▶ _WHAT THIS TASK INVOLVES_
Write out each line exactly as given. Leave the pictures out of your copy.

** BEGIN RECORDED INFORMATION **

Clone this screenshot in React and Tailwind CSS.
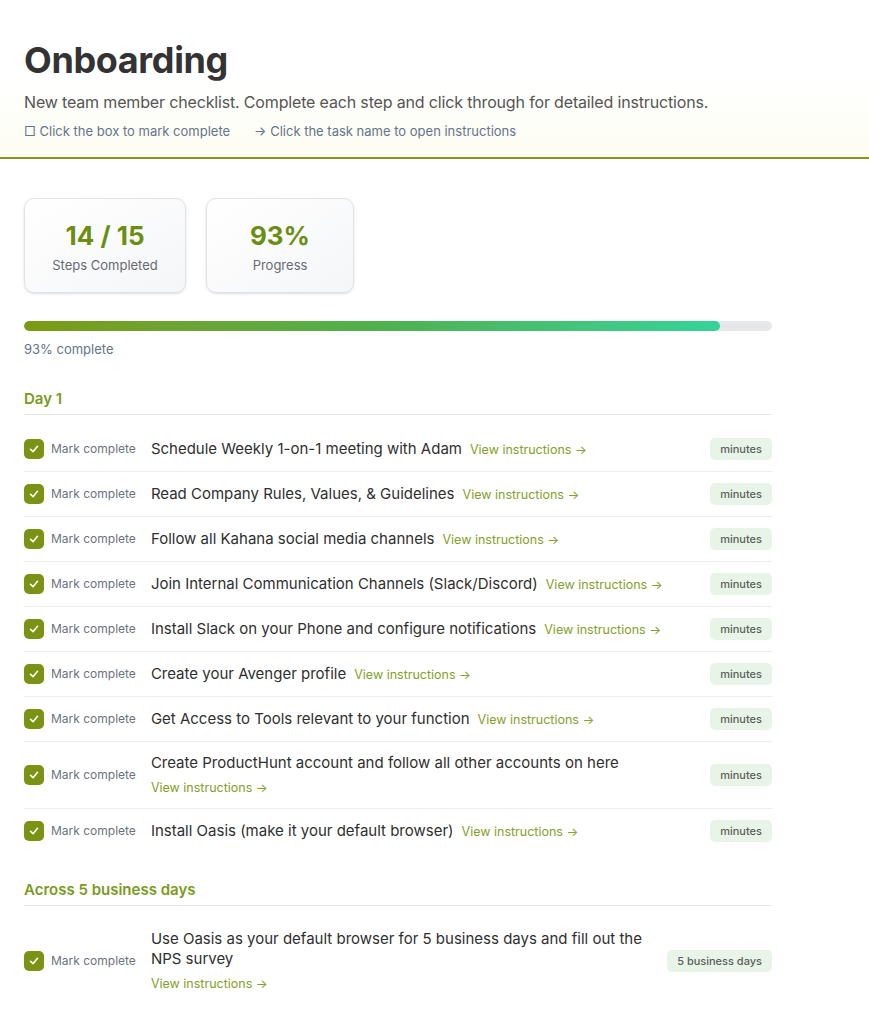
import React from "react";

const day1 = [
  "Schedule Weekly 1-on-1 meeting with Adam",
  "Read Company Rules, Values, & Guidelines",
  "Follow all Kahana social media channels",
  "Join Internal Communication Channels (Slack/Discord)",
  "Install Slack on your Phone and configure notifications",
  "Create your Avenger profile",
  "Get Access to Tools relevant to your function",
  "Create ProductHunt account and follow all other accounts on here",
  "Install Oasis (make it your default browser)",
];

const week = [
  {
    title: "Use Oasis as your default browser for 5 business days and fill out the NPS survey",
    badge: "5 business days",
  },
];

function Check() {
  return (
    <div className="w-5 h-5 shrink-0 rounded-[5px] bg-[#7a9314] flex items-center justify-center">
      <svg width="12" height="12" viewBox="0 0 24 24" fill="none" stroke="white" strokeWidth="3.2" strokeLinecap="round" strokeLinejoin="round">
        <polyline points="5 12.5 10 17.5 19 6.5" />
      </svg>
    </div>
  );
}

function TaskRow({ title, badge = "minutes", last }) {
  return (
    <div className={`flex items-center py-[11px] ${last ? "" : "border-b border-[#ededed]"}`}>
      <Check />
      <span className="ml-[7px] text-[12px] text-[#6b7280] whitespace-nowrap shrink-0">Mark complete</span>
      <div className="ml-[15px] flex-1 min-w-0 flex flex-wrap items-baseline gap-x-2 gap-y-1.5">
        <span className="text-[15px] leading-5 text-[#2f2f2f]">{title}</span>
        <a className="text-[12.5px] leading-[18px] text-[#83a02a] whitespace-nowrap cursor-pointer">View instructions →</a>
      </div>
      <span className="ml-3 shrink-0 rounded-[5px] bg-[#e9f4e9] px-2.5 py-[3px] text-[11px] leading-4 font-medium text-[#595f59]">
        {badge}
      </span>
    </div>
  );
}

function Section({ title, children }) {
  return (
    <div>
      <h2 className="text-[15px] leading-[22px] font-semibold text-[#7a9a1c] pb-1 border-b border-[#e8e8e8]">{title}</h2>
      <div className="mt-3">{children}</div>
    </div>
  );
}

export default function App() {
  return (
    <div className="min-h-screen bg-white" style={{ fontFamily: "Inter, 'Noto Sans', sans-serif" }}>
      {/* Header */}
      <header className="px-6 pt-10 pb-4 border-b-2 border-[#7d9a1f] bg-gradient-to-b from-white via-white to-[#fdfdf3]">
        <h1 className="text-[36px] leading-10 font-bold text-[#333333] tracking-[-0.01em]">Onboarding</h1>
        <p className="mt-2.5 text-[16px] leading-6 text-[#555555] tracking-[-0.01em]">
          New team member checklist. Complete each step and click through for detailed instructions.
        </p>
        <div className="mt-[7px] flex gap-6 text-[13px] leading-5 text-[#64748b]">
          <span>□ Click the box to mark complete</span>
          <span>→ Click the task name to open instructions</span>
        </div>
      </header>

      <main className="px-6 pt-[39px] pb-8 w-[796px]">
        {/* Stats */}
        <div className="flex gap-5">
          <div className="w-[162px] h-[95px] rounded-[10px] border border-[#dfe2e6] bg-gradient-to-br from-white to-[#f5f6f8] shadow-sm flex flex-col items-center pt-[21px]">
            <div className="text-[26px] leading-8 font-bold text-[#6b8e12]">14 / 15</div>
            <div className="mt-1 text-[13px] leading-[18px] text-[#666b70]">Steps Completed</div>
          </div>
          <div className="w-[148px] h-[95px] rounded-[10px] border border-[#dfe2e6] bg-gradient-to-br from-white to-[#f5f6f8] shadow-sm flex flex-col items-center pt-[21px]">
            <div className="text-[26px] leading-8 font-bold text-[#6b8e12]">93%</div>
            <div className="mt-1 text-[13px] leading-[18px] text-[#666b70]">Progress</div>
          </div>
        </div>

        {/* Progress */}
        <div className="mt-7 h-2.5 rounded-full bg-[#e6e7e9] overflow-hidden">
          <div className="h-full rounded-full bg-gradient-to-r from-[#7c9a0e] via-[#4fb04d] to-[#34d399]" style={{ width: "93%" }} />
        </div>
        <div className="mt-[9px] text-[13px] leading-[18px] text-[#64748b]">93% complete</div>

        <div className="mt-[30px]">
          <Section title="Day 1">
            {day1.map((t, i) => (
              <TaskRow key={t} title={t} last={i === day1.length - 1} />
            ))}
          </Section>
        </div>

        <div className="mt-[26px]">
          <Section title="Across 5 business days">
            {week.map((t, i) => (
              <TaskRow key={t.title} title={t.title} badge={t.badge} last={i === week.length - 1} />
            ))}
          </Section>
        </div>
      </main>
    </div>
  );
}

** END RECORDED INFORMATION **

▶ _EXPECTED OUTPUT_
Clone this screenshot in React and Tailwind CSS.
import React from "react";

const day1 = [
  "Schedule Weekly 1-on-1 meeting with Adam",
  "Read Company Rules, Values, & Guidelines",
  "Follow all Kahana social media channels",
  "Join Internal Communication Channels (Slack/Discord)",
  "Install Slack on your Phone and configure notifications",
  "Create your Avenger profile",
  "Get Access to Tools relevant to your function",
  "Create ProductHunt account and follow all other accounts on here",
  "Install Oasis (make it your default browser)",
];

const week = [
  {
    title: "Use Oasis as your default browser for 5 business days and fill out the NPS survey",
    badge: "5 business days",
  },
];

function Check() {
  return (
    <div className="w-5 h-5 shrink-0 rounded-[5px] bg-[#7a9314] flex items-center justify-center">
      <svg width="12" height="12" viewBox="0 0 24 24" fill="none" stroke="white" strokeWidth="3.2" strokeLinecap="round" strokeLinejoin="round">
        <polyline points="5 12.5 10 17.5 19 6.5" />
      </svg>
    </div>
  );
}

function TaskRow({ title, badge = "minutes", last }) {
  return (
    <div className={`flex items-center py-[11px] ${last ? "" : "border-b border-[#ededed]"}`}>
      <Check />
      <span className="ml-[7px] text-[12px] text-[#6b7280] whitespace-nowrap shrink-0">Mark complete</span>
      <div className="ml-[15px] flex-1 min-w-0 flex flex-wrap items-baseline gap-x-2 gap-y-1.5">
        <span className="text-[15px] leading-5 text-[#2f2f2f]">{title}</span>
        <a className="text-[12.5px] leading-[18px] text-[#83a02a] whitespace-nowrap cursor-pointer">View instructions →</a>
      </div>
      <span className="ml-3 shrink-0 rounded-[5px] bg-[#e9f4e9] px-2.5 py-[3px] text-[11px] leading-4 font-medium text-[#595f59]">
        {badge}
      </span>
    </div>
  );
}

function Section({ title, children }) {
  return (
    <div>
      <h2 className="text-[15px] leading-[22px] font-semibold text-[#7a9a1c] pb-1 border-b border-[#e8e8e8]">{title}</h2>
      <div className="mt-3">{children}</div>
    </div>
  );
}

export default function App() {
  return (
    <div className="min-h-screen bg-white" style={{ fontFamily: "Inter, 'Noto Sans', sans-serif" }}>
      {/* Header */}
      <header className="px-6 pt-10 pb-4 border-b-2 border-[#7d9a1f] bg-gradient-to-b from-white via-white to-[#fdfdf3]">
        <h1 className="text-[36px] leading-10 font-bold text-[#333333] tracking-[-0.01em]">Onboarding</h1>
        <p className="mt-2.5 text-[16px] leading-6 text-[#555555] tracking-[-0.01em]">
          New team member checklist. Complete each step and click through for detailed instructions.
        </p>
        <div className="mt-[7px] flex gap-6 text-[13px] leading-5 text-[#64748b]">
          <span>□ Click the box to mark complete</span>
          <span>→ Click the task name to open instructions</span>
        </div>
      </header>

      <main className="px-6 pt-[39px] pb-8 w-[796px]">
        {/* Stats */}
        <div className="flex gap-5">
          <div className="w-[162px] h-[95px] rounded-[10px] border border-[#dfe2e6] bg-gradient-to-br from-white to-[#f5f6f8] shadow-sm flex flex-col items-center pt-[21px]">
            <div className="text-[26px] leading-8 font-bold text-[#6b8e12]">14 / 15</div>
            <div className="mt-1 text-[13px] leading-[18px] text-[#666b70]">Steps Completed</div>
          </div>
          <div className="w-[148px] h-[95px] rounded-[10px] border border-[#dfe2e6] bg-gradient-to-br from-white to-[#f5f6f8] shadow-sm flex flex-col items-center pt-[21px]">
            <div className="text-[26px] leading-8 font-bold text-[#6b8e12]">93%</div>
            <div className="mt-1 text-[13px] leading-[18px] text-[#666b70]">Progress</div>
          </div>
        </div>

        {/* Progress */}
        <div className="mt-7 h-2.5 rounded-full bg-[#e6e7e9] overflow-hidden">
          <div className="h-full rounded-full bg-gradient-to-r from-[#7c9a0e] via-[#4fb04d] to-[#34d399]" style={{ width: "93%" }} />
        </div>
        <div className="mt-[9px] text-[13px] leading-[18px] text-[#64748b]">93% complete</div>

        <div className="mt-[30px]">
          <Section title="Day 1">
            {day1.map((t, i) => (
              <TaskRow key={t} title={t} last={i === day1.length - 1} />
            ))}
          </Section>
        </div>

        <div className="mt-[26px]">
          <Section title="Across 5 business days">
            {week.map((t, i) => (
              <TaskRow key={t.title} title={t.title} badge={t.badge} last={i === week.length - 1} />
            ))}
          </Section>
        </div>
      </main>
    </div>
  );
}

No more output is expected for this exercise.